Nista mandala serta lengar mandala posisinya seolah bersatu karena tidak ada tembok pembatas. Kori Agung terletak di lengar mandala dan menjadi penghubung antara madya mandala dan utama mandala. Pura Meru dapat menampung hingga 5.000 umat Hindu di Lombok dan menjadi pusat persembahyangan saat ritual-ritual keagamaan seperti Pujawali, Galungan, dan Kuningan.
Uniknya, di sisi selatan terdapat bangunan Masjid Nurul Falah dengan dua menaranya yang menyembul di antara rimbunan pepohonan sekitar pura. Sebuah jalan kampung berdasar cone block selebar dua meter menjadi pemisah antara masjid dan pura.
Masjid yang kini dibangun ulang berlantai dua itu sudah ada sejak masa raja terakhir Kerajaan Karangasem Mataram, Anak Agung Anglurah Gede Ngurah Karangasem yang memerintah antara 1870-1894. Ia dikenal sebagai pemimpin yang toleran dan menjaga keberagaman.
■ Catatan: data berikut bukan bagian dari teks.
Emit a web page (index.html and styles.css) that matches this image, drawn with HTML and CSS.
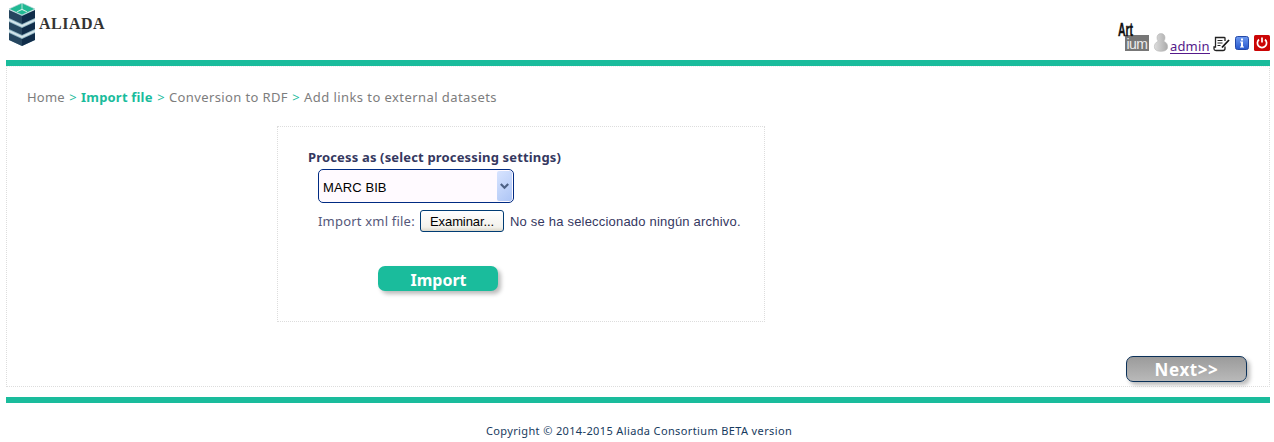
FILE: index.html
```html
<!DOCTYPE html>
<html lang="en">
<head>
<meta charset="utf-8">
<title>ALIADA</title>
<link rel="stylesheet" href="styles.css">
</head>
<body>
<header class="header">
  <a class="brand">
    <svg class="cube" width="28" height="44" viewBox="0 0 28 44">
      <path fill="#8fb5c2" d="M1 7 14 12 27 7V37L14 43 1 37z"/>
      <path fill="#26465f" d="M1 7 14 13V21L1 15zM1 19 14 25V32L1 26zM1 30 14 36V43L1 37z"/>
      <path fill="#102d4a" d="M27 7 14 13V21L27 15zM27 19 14 25V32L27 26zM27 30 14 36V43L27 37z"/>
      <path fill="#d5e5eb" d="M1 16 14 22 27 16V18L14 24 1 18zM1 27 14 33 27 27V29L14 35 1 29z"/>
      <path fill="#20b993" stroke="#b4d2d5" stroke-width=".7" d="M14 0 27 6 14 12 1 6z"/>
      <path fill="#d9f0e9" d="M13.600 0h.8v6l5 2.500-1 .5-4.400-2-4.500 2-1-.5 5.100-2.500z"/>
    </svg>
    <span class="brand-name">ALIADA</span>
  </a>
  <div class="tools">
    <span class="artium"><span class="art">Art</span><span class="ium">ium</span></span>
    <svg class="user" width="16" height="19" viewBox="0 0 16 19">
      <defs><linearGradient id="ug"><stop offset="0" stop-color="#ddd"/><stop offset="1" stop-color="#aaa"/></linearGradient></defs>
      <path fill="url(#ug)" stroke="#b5b5b5" stroke-width=".6" d="M8 .6c2.600 0 4 1.700 4 4.200 0 1.500-.5 2.600-1.300 3.400 2.600 1 3.900 3 3.900 5.500 0 3.400-2.800 4.600-6.600 4.600s-6.600-1.200-6.600-4.600c0-2.500 1.300-4.500 3.900-5.500C4.500 7.400 4 6.300 4 4.800 4 2.300 5.400.6 8 .6z"/>
    </svg>
    <a class="admin">admin</a>
    <svg class="edit" width="17" height="16" viewBox="0 0 17 16">
      <path fill="#fff" stroke="#222" stroke-width="1.300" d="M12 5V2Q12 1.500 11 1.500H2.500v9.500H1v2Q1 14.500 3 14.500h7q2 0 2-2v-2"/>
      <path stroke="#222" d="M4.500 4.500h5M4.500 7h5M4.500 9.500h3"/>
      <path stroke="#111" stroke-width="1.800" d="m9 11.500 7-7.500"/>
    </svg>
    <svg class="info" width="14" height="14" viewBox="0 0 14 14">
      <defs><linearGradient id="ig" x2="0" y2="1"><stop offset="0" stop-color="#6e9af0"/><stop offset="1" stop-color="#2456cc"/></linearGradient></defs>
      <rect x=".5" y=".5" width="13" height="13" rx="2" fill="url(#ig)" stroke="#2449a8"/>
      <path fill="#fff" d="M6 2.500h2v2H6zM5 5.500h3v5h1v1H5v-1h1v-4H5z"/>
    </svg>
    <svg class="power" width="16" height="16" viewBox="0 0 16 16">
      <rect width="16" height="16" rx="1.500" fill="#cb0505"/>
      <path fill="none" stroke="#fff" stroke-width="1.700" d="M5 4.500a4.600 4.600 0 1 0 6 0M8 2.500v5"/>
    </svg>
  </div>
</header>
<main class="main">
  <nav class="crumbs">
    <span class="c1">Home</span><i>&gt;</i><b>Import file</b><i>&gt;</i><span class="c2">Conversion to RDF</span><i>&gt;</i><span class="c3">Add links to external datasets</span>
  </nav>
  <form class="panel">
    <label class="title">Process as (select processing settings)</label>
    <div class="select"><span>MARC BIB</span>
      <span class="arrow"><svg width="9" height="7" viewBox="0 0 9 7"><path fill="none" stroke="#4d6185" stroke-width="2.200" d="m.8 1 3.700 3.700L8.200 1"/></svg></span>
    </div>
    <div class="file">
      <span class="file-label">Import xml file:</span>
      <span class="browse">Examinar...</span>
      <span class="file-state">No se ha seleccionado ningún archivo.</span>
    </div>
    <div class="btn import">Import</div>
  </form>
  <div class="btn next">Next&gt;&gt;</div>
</main>
<footer class="footer">Copyright © 2014-2015 Aliada Consortium BETA version</footer>
</body>
</html>
```
FILE: styles.css
```css
* { box-sizing: border-box; }
body { margin: 0; padding: 0 4px 0 6px; height: 442px; overflow: hidden; background: #fff; font-family: "Noto Sans", sans-serif; white-space: nowrap; }
.header { height: 66px; border-bottom: 6px solid #1abc9c; display: flex; justify-content: space-between; }
.brand { display: flex; padding: 3px 0 0 2px; }
.brand-name { font: bold 16px/42px "Liberation Serif", serif; color: #333; margin-left: 3px; letter-spacing: .5px; }
.tools { display: flex; align-items: flex-start; }
.artium { width: 31px; height: 31px; margin-top: 20px; display: flex; flex-direction: column; }
.art { font: bold 19px/19px "Liberation Sans", sans-serif; height: 15px; color: #111; transform: scaleX(.55); transform-origin: left; width: 29px; -webkit-text-stroke: .4px #111; }
.ium { width: 24px; height: 16px; margin-left: 7px; background: #777; color: #eee; font: 14px/18px "Liberation Sans", sans-serif; text-align: center; letter-spacing: -.5px; }
.user { margin: 33px 0 0 4px; }
.admin { font-size: 13px; letter-spacing: .15px; line-height: 16px; width: 40px; height: 16px; margin: 38px 3px 0 1px; color: #551a8b; border-bottom: 1px solid #551a8b; }
.edit { margin-top: 36px; }
.info { margin: 36px 5px 0; }
.power { margin-top: 35px; }
.main { height: 321px; border: 1px dotted #ddd; border-top-color: #eee; display: flex; flex-direction: column; }
.crumbs { height: 60px; padding: 20px 0 0 20px; font-size: 13px; line-height: 20px; color: #7d7d7d; display: flex; }
.crumbs i { font-style: normal; color: #1abc9c; width: 16px; text-align: center; }
.crumbs b { color: #1abc9c; width: 72px; letter-spacing: .2px; }
.c1 { width: 38px; letter-spacing: .2px; }
.c2 { width: 119px; letter-spacing: .38px; }
.c3 { letter-spacing: .43px; }
.panel { width: 488px; height: 196px; margin: -1px 0 0 270px; border: 1px dotted #ddd; padding: 20px 0 0 30px; color: #35385f; }
.title { display: block; font-size: 13px; font-weight: bold; letter-spacing: .16px; line-height: 20px; height: 22px; }
.select { width: 196px; height: 34px; margin-left: 10px; border: 1px solid #002b82; border-radius: 5px; background: #fffaff; color: #000; display: flex; justify-content: space-between; padding: 1px 1px 1px 4px; font: 13px/33px "Liberation Sans", sans-serif; letter-spacing: .1px; }
.arrow { width: 15px; background: linear-gradient(135deg, #d8e4ff, #adc5f5); border-radius: 2px; display: flex; align-items: center; justify-content: center; }
.file { display: flex; margin: 7px 0 0 10px; height: 22px; line-height: 22px; font-size: 13px; }
.file-label { width: 102px; color: #55587a; letter-spacing: .2px; }
.browse { width: 84px; height: 22px; border: 1px solid #003c74; border-radius: 3px; background: linear-gradient(#fff, #f3f2ec 80%, #ddd8ca); color: #000; text-align: center; font: 13px/22px "Liberation Sans", sans-serif; letter-spacing: -.1px; }
.file-state { margin-left: 6px; font: 13px/24px "Liberation Sans", sans-serif; letter-spacing: .2px; }
.btn { color: #fff; font-weight: bold; text-align: center; border-radius: 7px; box-shadow: 3px 3px 4px #bbb; }
.import { width: 120px; height: 25px; line-height: 28px; margin: 34px 0 0 70px; padding-left: 1px; background: #1abc9c; font-size: 16px; }
.next { width: 121px; height: 26px; line-height: 26px; margin: 34px 22px 0 auto; border: 1px solid #0b3159; background: linear-gradient(#9b9b9b, #b9b9b9); font-size: 17px; letter-spacing: .6px; }
.footer { margin-top: 10px; border-top: 6px solid #1abc9c; padding: 20px 0 0 2px; text-align: center; font-size: 11px; line-height: 16px; letter-spacing: .37px; color: #173b5e; }
```
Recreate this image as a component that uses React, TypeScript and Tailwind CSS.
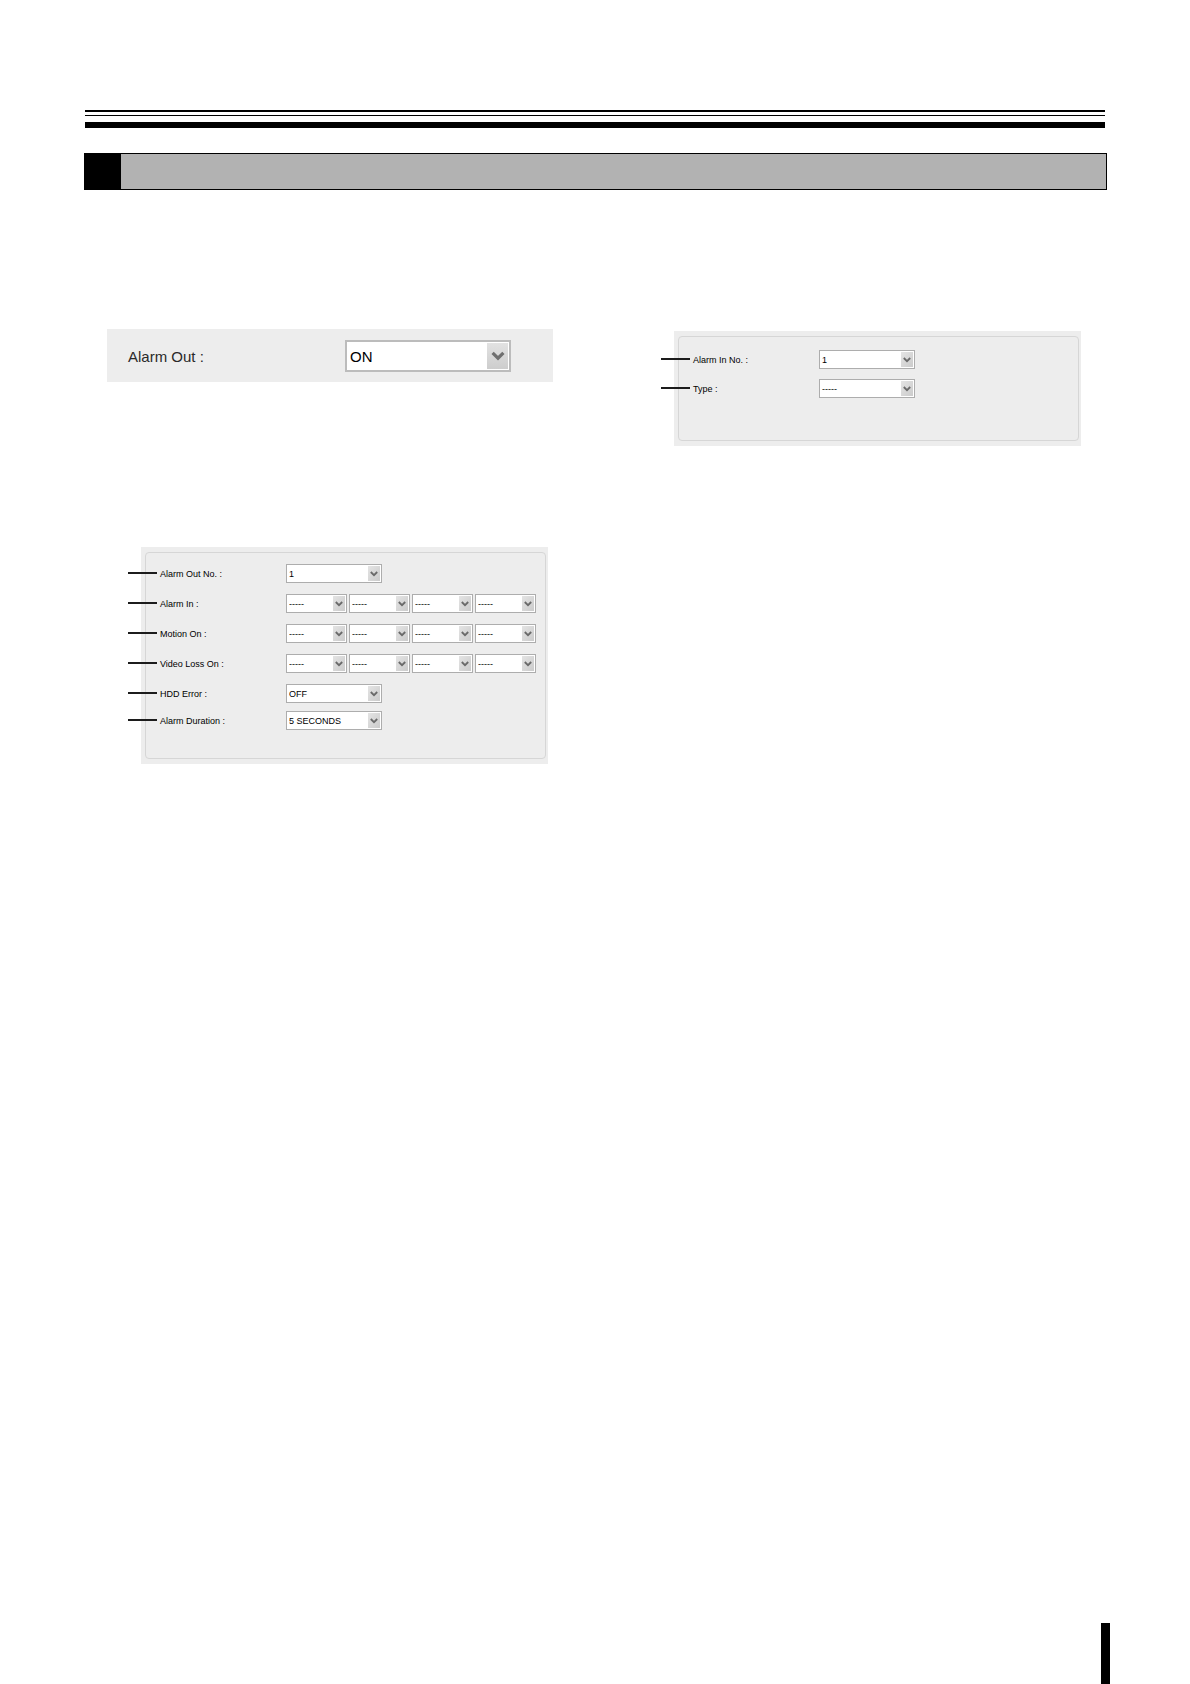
import React from 'react';

type SelectProps = {
  id?: string;
  labelledBy?: string;
  value: string;
  className: string;
};

type Row = {
  id: string;
  label: string;
  values: string[];
};

const alarmOutRows: Row[] = [
  { id: 'alarm-out-no', label: 'Alarm Out No. :', values: ['1'] },
  { id: 'alarm-in', label: 'Alarm In :', values: ['-----', '-----', '-----', '-----'] },
  { id: 'motion-on', label: 'Motion On :', values: ['-----', '-----', '-----', '-----'] },
  { id: 'video-loss-on', label: 'Video Loss On :', values: ['-----', '-----', '-----', '-----'] },
  { id: 'hdd-error', label: 'HDD Error :', values: ['OFF'] },
];

const durationRow: Row = { id: 'alarm-duration', label: 'Alarm Duration :', values: ['5 SECONDS'] };

const alarmInRows: Row[] = [
  { id: 'alarm-in-no', label: 'Alarm In No. :', values: ['1'] },
  { id: 'alarm-type', label: 'Type :', values: ['-----'] },
];

function SmallSelect({ id, labelledBy, value, className }: SelectProps) {
  return (
    <div className={`relative shrink-0 ${className}`}>
      <select
        id={id}
        aria-labelledby={labelledBy}
        defaultValue={value}
        className="block h-[19px] w-full appearance-none border border-[#adadad] bg-white pl-[2px] pr-4 leading-4 text-black"
      >
        <option>{value}</option>
      </select>
      <span className="pointer-events-none absolute inset-y-[2px] right-[2px] flex w-3 items-center justify-center bg-linear-to-br from-[#e4e4e4] to-[#cbcbcb]">
        <svg viewBox="0 0 8 6" className="h-[6px] w-2" fill="none" stroke="#6a6a6a" strokeWidth="1.8">
          <path d="M0.8 1 L4 4.2 L7.2 1" />
        </svg>
      </span>
    </div>
  );
}

function FieldRow({ row }: { row: Row }) {
  const single = row.values.length === 1;
  return (
    <div className="relative flex items-center">
      {/* leader line running in from the page margin */}
      <span className="absolute -left-8 top-2 h-[2px] w-[29px] bg-[#1c1c1c]" />
      <label id={`${row.id}-label`} htmlFor={row.id} className="w-[126px] shrink-0 whitespace-nowrap">
        {row.label}
      </label>
      <div className="flex gap-[2px]">
        {row.values.map((value, i) => (
          <SmallSelect
            key={i}
            id={i === 0 ? row.id : undefined}
            labelledBy={`${row.id}-label`}
            value={value}
            className={single ? 'w-24' : 'w-[61px]'}
          />
        ))}
      </div>
    </div>
  );
}

function Panel({ children }: { children: React.ReactNode }) {
  return (
    <div className="w-full max-w-[407px] bg-[#ededed] pb-[5px] pl-1 pr-[2px] pt-[5px] text-[9px] leading-4 text-black">
      <div className="rounded-[4px] border border-[#d6d6d6] pl-[14px]">{children}</div>
    </div>
  );
}

export default function App() {
  return (
    <div className="flex min-h-screen flex-col bg-white font-['Liberation_Sans',sans-serif]">
      <header className="pl-[84px] pr-[83px] pt-[110px]">
        <div className="ml-px mr-[2px]">
          <div className="h-[2px] bg-black" />
          <div className="mt-[3px] h-px bg-black" />
          <div className="mt-[6px] h-[6px] bg-black" />
        </div>
        <div className="mt-[25px] flex h-[37px] border border-black bg-[#b2b2b2]">
          <div className="w-9 bg-black" />
        </div>
      </header>

      <main className="grid grid-cols-2 px-[84px]">
        <section className="pl-[23px] pt-[139px]">
          <div className="flex h-[53px] w-full max-w-[446px] items-center bg-[#ededed] pl-[21px] text-[15px] text-[#2a2a2a]">
            <label htmlFor="alarm-out" className="w-[217px] shrink-0 pt-[3px]">
              Alarm Out :
            </label>
            <div className="relative w-[166px] pt-px">
              <select
                id="alarm-out"
                defaultValue="ON"
                className="block h-8 w-full appearance-none border-2 border-[#bcbcbc] bg-white pl-[3px] pr-6 pt-[3px] text-black"
              >
                <option>ON</option>
              </select>
              <span className="pointer-events-none absolute bottom-[3px] right-[3px] top-1 flex w-[21px] items-center justify-center bg-linear-to-b from-[#e2e2e2] to-[#cdcdcd]">
                <svg viewBox="0 0 14 10" className="h-[10px] w-[14px]" fill="none" stroke="#6f6f6f" strokeWidth="3.2">
                  <path d="M1.6 1.8 L7 7.2 L12.4 1.8" />
                </svg>
              </span>
            </div>
          </div>

          <div className="pl-[34px] pt-[165px]">
            <Panel>
              <div className="flex flex-col gap-[11px] pt-[11px]">
                {alarmOutRows.map((row) => (
                  <FieldRow key={row.id} row={row} />
                ))}
              </div>
              <div className="pb-7 pt-2">
                <FieldRow row={durationRow} />
              </div>
            </Panel>
          </div>
        </section>

        <section className="pl-[79px] pt-[141px]">
          <Panel>
            <div className="flex flex-col gap-[10px] pb-[42px] pt-[13px]">
              {alarmInRows.map((row) => (
                <FieldRow key={row.id} row={row} />
              ))}
            </div>
          </Panel>
        </section>
      </main>

      <footer className="mt-auto flex justify-end pr-20">
        <div className="h-[61px] w-[9px] bg-black" />
      </footer>
    </div>
  );
}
Anak Agung Anglurah Gede Ngurah Karangasem beristrikan perempuan Muslim Sasak, Dinda Aminah yang kemudian berganti nama menjadi Nawangsasih.
Hal itu disebutkan juga oleh JP Freijss, Sekretaris Serikat Misi Internal dan Eksternal di Batavia dalam bukunya Reizen naar Mangarai en Lombok in 1854-1856 yang terbit di Amsterdam, Belanda, pada Januari 1860. Masjid tersebut diperuntukkan bagi Nawangsasih dan umat Islam di sekitar Pura Meru Cakranegara dan menjadi simbol kerukunan beragama di daerah itu sejak ratusan tahun lampau.
Pura Meru Cakranegara layak dijadikan tujuan wisata terutama bagi para penonton lomba balap motor dunia MotoGP di Sirkuit Internasional Jalan Raya Pertamina Mandalika, 18--20 Maret 2022. Selamat mengunjungi dan menikmati budaya Lombok, Pulau Seribu Masjid.